Required task: Give the number of lines holding the string "styles" and nothing more.

Records for the exercise:

Start

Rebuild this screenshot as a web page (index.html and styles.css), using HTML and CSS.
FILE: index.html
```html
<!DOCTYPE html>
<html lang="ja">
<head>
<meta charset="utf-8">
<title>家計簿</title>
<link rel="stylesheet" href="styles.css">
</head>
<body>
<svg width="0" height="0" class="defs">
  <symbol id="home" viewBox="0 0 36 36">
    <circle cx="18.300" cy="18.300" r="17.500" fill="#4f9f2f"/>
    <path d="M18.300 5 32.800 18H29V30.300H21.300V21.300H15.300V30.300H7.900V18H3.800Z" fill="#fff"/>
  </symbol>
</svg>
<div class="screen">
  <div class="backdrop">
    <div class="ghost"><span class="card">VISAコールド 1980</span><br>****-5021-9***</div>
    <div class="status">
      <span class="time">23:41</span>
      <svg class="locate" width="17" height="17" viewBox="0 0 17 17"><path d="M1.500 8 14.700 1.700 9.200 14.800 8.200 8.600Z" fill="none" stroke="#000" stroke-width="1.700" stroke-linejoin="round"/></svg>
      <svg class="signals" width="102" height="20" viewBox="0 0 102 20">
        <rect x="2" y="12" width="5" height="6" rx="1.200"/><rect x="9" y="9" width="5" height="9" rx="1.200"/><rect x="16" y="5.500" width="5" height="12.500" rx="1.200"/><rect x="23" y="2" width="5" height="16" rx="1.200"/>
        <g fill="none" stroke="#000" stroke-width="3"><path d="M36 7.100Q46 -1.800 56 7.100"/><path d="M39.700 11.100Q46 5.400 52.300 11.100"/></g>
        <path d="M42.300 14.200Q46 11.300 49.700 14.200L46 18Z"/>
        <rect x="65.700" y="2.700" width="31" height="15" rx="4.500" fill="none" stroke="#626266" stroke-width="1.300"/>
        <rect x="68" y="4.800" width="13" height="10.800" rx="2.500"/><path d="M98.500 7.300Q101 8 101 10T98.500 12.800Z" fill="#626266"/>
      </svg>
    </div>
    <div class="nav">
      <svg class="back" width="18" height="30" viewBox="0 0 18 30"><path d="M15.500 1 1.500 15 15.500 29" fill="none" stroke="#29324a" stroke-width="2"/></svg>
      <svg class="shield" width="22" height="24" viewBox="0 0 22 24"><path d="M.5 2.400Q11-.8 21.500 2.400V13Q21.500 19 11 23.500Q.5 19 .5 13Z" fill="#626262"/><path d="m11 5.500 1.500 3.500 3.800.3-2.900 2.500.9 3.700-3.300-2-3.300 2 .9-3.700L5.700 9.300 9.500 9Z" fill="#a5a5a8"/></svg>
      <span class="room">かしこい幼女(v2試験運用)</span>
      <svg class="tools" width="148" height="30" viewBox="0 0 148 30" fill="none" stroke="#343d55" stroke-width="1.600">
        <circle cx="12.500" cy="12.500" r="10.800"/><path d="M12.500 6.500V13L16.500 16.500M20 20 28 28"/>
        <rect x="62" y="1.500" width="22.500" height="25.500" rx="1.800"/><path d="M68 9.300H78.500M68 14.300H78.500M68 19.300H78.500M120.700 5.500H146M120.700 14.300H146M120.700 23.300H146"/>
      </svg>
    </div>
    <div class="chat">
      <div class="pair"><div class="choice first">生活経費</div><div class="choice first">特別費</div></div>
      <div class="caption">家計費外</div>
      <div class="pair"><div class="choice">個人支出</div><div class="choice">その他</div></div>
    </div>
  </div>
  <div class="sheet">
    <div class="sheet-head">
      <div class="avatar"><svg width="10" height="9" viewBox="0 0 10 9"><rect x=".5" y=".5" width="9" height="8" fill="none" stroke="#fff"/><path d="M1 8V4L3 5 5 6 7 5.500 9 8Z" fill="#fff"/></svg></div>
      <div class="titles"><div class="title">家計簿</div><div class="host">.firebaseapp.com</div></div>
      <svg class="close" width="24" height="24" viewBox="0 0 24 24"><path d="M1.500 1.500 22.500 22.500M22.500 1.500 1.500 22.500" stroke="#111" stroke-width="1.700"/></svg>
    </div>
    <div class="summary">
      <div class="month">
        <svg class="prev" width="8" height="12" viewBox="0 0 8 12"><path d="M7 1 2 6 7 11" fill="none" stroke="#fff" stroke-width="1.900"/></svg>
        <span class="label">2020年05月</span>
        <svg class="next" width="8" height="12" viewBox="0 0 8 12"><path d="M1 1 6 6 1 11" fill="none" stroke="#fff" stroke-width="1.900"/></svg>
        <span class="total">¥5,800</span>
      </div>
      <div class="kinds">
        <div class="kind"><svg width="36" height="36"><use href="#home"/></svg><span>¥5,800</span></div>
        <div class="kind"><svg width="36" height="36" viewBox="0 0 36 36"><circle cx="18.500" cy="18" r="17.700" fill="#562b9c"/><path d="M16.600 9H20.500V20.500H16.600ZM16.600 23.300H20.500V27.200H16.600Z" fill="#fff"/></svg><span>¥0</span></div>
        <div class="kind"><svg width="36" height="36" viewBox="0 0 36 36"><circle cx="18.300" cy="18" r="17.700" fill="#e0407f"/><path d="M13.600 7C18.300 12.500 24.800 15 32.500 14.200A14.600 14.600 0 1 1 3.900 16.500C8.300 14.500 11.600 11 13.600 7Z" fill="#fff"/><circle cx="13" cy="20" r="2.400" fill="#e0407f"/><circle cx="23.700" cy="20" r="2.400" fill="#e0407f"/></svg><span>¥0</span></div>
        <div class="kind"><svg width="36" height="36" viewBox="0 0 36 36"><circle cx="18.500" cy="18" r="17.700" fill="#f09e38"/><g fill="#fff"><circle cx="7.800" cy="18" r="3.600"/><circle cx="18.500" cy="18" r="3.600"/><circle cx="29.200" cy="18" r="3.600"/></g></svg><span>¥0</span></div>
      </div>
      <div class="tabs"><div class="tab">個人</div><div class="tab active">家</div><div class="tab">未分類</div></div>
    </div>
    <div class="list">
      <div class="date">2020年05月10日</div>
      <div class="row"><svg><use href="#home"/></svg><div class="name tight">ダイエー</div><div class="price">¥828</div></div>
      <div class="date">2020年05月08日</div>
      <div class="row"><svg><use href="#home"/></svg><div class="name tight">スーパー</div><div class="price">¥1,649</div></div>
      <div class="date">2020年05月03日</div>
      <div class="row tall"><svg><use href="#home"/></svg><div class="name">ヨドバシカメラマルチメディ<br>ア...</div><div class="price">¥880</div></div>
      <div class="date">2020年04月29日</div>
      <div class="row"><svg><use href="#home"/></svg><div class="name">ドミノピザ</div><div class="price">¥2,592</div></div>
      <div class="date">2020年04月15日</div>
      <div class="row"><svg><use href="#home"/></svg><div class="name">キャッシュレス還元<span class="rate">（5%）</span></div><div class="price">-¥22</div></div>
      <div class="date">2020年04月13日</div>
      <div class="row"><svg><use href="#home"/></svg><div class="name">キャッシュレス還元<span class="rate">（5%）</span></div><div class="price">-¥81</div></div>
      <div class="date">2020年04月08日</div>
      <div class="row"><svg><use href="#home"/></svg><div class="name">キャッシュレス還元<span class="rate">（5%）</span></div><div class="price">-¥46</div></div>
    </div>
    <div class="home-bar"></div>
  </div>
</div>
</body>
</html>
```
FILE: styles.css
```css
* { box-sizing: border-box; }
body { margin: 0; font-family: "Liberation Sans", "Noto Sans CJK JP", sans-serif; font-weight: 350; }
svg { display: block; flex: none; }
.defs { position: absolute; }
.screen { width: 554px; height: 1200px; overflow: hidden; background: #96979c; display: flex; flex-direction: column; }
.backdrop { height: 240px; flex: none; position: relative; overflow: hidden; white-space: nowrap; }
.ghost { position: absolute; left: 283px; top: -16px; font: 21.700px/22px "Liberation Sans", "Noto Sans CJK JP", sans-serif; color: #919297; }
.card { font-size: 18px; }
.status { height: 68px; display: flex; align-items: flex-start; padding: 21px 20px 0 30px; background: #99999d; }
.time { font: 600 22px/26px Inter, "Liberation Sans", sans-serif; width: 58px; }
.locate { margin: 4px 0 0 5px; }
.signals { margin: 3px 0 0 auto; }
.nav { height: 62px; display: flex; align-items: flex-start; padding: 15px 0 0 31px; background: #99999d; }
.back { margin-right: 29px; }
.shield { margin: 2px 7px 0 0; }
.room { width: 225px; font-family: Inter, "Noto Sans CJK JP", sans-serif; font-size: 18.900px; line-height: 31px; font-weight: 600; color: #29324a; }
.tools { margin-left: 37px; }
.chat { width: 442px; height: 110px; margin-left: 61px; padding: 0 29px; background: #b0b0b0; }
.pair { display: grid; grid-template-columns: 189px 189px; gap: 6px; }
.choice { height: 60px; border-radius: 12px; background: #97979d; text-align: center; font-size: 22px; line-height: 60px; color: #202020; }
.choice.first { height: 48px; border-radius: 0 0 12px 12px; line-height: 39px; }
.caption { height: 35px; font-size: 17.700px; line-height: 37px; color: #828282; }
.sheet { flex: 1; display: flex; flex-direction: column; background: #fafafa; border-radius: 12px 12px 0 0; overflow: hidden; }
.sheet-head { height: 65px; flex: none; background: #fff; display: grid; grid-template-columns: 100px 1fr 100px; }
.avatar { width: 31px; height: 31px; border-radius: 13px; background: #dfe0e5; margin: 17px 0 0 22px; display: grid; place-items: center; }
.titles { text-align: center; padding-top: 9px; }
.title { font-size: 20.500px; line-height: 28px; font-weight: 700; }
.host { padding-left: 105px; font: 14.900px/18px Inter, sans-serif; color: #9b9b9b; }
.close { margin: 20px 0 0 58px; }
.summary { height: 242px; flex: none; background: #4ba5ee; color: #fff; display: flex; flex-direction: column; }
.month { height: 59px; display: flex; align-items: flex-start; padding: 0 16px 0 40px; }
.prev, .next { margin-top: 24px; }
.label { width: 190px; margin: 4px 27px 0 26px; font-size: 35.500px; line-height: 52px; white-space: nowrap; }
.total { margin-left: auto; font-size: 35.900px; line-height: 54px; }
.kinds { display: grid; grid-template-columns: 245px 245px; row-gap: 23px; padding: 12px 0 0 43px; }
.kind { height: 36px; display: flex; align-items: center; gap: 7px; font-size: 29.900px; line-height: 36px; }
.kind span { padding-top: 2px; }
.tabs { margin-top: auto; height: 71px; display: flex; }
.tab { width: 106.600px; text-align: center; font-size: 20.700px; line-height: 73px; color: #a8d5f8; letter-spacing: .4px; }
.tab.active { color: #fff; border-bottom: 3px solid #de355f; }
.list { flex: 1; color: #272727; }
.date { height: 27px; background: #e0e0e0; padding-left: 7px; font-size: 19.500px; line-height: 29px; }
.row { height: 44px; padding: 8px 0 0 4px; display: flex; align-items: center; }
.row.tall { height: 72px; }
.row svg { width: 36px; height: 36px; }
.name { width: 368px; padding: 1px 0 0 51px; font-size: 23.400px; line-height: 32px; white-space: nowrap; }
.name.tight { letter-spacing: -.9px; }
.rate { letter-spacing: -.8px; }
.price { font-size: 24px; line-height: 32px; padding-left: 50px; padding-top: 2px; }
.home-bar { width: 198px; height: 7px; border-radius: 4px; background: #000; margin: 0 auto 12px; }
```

End
Start

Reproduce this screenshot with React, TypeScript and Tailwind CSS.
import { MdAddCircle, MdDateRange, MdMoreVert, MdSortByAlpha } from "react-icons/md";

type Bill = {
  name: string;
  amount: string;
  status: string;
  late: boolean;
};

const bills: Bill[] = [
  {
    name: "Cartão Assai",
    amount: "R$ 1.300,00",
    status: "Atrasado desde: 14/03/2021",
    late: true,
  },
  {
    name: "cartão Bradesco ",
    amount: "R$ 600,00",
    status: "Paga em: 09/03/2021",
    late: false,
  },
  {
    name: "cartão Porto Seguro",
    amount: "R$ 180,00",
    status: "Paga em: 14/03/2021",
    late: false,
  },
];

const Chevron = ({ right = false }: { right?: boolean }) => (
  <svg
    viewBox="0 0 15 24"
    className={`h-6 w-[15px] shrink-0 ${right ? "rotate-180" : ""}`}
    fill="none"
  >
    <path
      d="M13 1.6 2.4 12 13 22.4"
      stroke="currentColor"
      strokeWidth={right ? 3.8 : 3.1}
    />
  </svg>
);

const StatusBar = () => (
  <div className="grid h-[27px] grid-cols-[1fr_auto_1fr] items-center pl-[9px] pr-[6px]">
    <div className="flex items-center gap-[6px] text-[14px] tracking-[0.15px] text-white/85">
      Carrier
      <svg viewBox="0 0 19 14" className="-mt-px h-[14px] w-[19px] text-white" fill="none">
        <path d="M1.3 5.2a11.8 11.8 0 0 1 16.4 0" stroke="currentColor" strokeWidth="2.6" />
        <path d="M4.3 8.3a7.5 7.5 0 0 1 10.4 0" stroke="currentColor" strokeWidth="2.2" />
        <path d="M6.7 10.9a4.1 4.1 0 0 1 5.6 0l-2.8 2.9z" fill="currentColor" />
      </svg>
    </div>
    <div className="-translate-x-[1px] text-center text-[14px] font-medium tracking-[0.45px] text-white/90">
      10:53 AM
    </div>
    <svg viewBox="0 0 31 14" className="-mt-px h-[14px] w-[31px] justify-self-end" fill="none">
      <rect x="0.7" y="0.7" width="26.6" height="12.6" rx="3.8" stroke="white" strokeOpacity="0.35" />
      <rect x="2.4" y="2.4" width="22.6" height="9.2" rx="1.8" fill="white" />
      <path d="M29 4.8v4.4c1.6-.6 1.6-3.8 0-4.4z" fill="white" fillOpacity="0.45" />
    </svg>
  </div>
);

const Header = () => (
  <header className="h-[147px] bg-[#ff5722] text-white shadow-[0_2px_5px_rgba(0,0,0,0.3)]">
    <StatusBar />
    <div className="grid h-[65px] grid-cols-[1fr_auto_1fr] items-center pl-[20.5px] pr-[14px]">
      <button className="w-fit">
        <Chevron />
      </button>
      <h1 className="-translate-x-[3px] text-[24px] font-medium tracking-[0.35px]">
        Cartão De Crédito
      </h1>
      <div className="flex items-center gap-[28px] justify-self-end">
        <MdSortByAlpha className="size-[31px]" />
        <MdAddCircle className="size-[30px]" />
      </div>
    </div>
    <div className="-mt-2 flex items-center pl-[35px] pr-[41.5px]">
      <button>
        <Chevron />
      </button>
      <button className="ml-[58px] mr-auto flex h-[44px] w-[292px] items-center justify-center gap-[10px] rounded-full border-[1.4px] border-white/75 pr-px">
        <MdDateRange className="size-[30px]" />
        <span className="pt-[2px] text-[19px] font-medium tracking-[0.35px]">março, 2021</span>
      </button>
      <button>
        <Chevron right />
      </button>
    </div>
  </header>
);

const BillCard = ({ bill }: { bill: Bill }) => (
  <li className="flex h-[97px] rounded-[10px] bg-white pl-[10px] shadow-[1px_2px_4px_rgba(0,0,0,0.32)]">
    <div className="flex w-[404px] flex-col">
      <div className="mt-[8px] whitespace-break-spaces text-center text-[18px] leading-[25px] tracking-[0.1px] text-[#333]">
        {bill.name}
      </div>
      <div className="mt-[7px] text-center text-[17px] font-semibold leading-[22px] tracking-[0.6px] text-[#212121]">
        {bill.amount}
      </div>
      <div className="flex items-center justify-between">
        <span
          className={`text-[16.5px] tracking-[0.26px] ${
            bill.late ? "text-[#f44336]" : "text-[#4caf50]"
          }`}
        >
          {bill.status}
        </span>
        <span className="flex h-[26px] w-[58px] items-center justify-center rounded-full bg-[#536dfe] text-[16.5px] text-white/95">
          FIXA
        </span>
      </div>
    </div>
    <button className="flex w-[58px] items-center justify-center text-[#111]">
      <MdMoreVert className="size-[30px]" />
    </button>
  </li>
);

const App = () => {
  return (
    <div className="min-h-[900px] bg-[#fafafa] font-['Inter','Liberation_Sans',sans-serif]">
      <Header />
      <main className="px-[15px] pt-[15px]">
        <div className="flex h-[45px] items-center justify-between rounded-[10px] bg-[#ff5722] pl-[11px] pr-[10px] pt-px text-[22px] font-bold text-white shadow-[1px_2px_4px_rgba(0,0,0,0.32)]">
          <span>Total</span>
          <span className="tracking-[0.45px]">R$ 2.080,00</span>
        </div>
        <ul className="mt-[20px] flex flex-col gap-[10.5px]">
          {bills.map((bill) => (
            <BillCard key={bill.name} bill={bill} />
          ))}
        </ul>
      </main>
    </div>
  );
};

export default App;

End
Start

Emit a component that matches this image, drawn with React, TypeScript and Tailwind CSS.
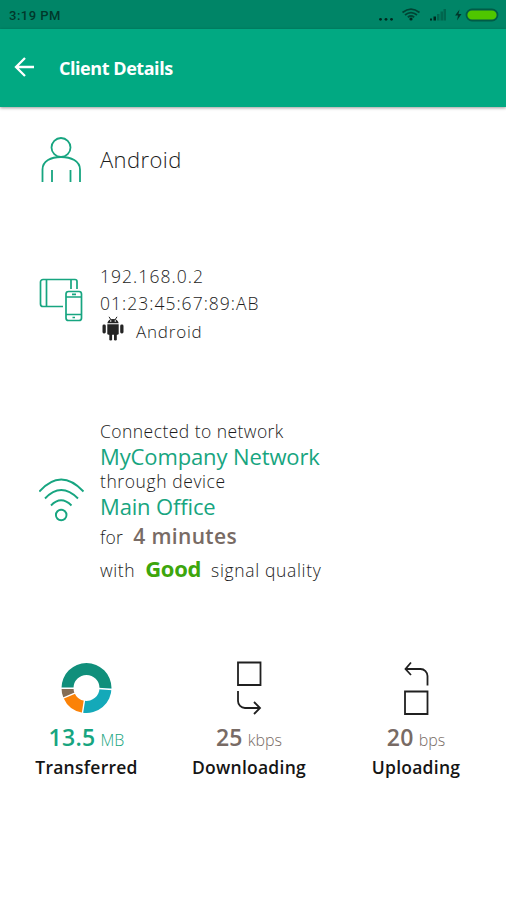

End

Solution to the problem: 3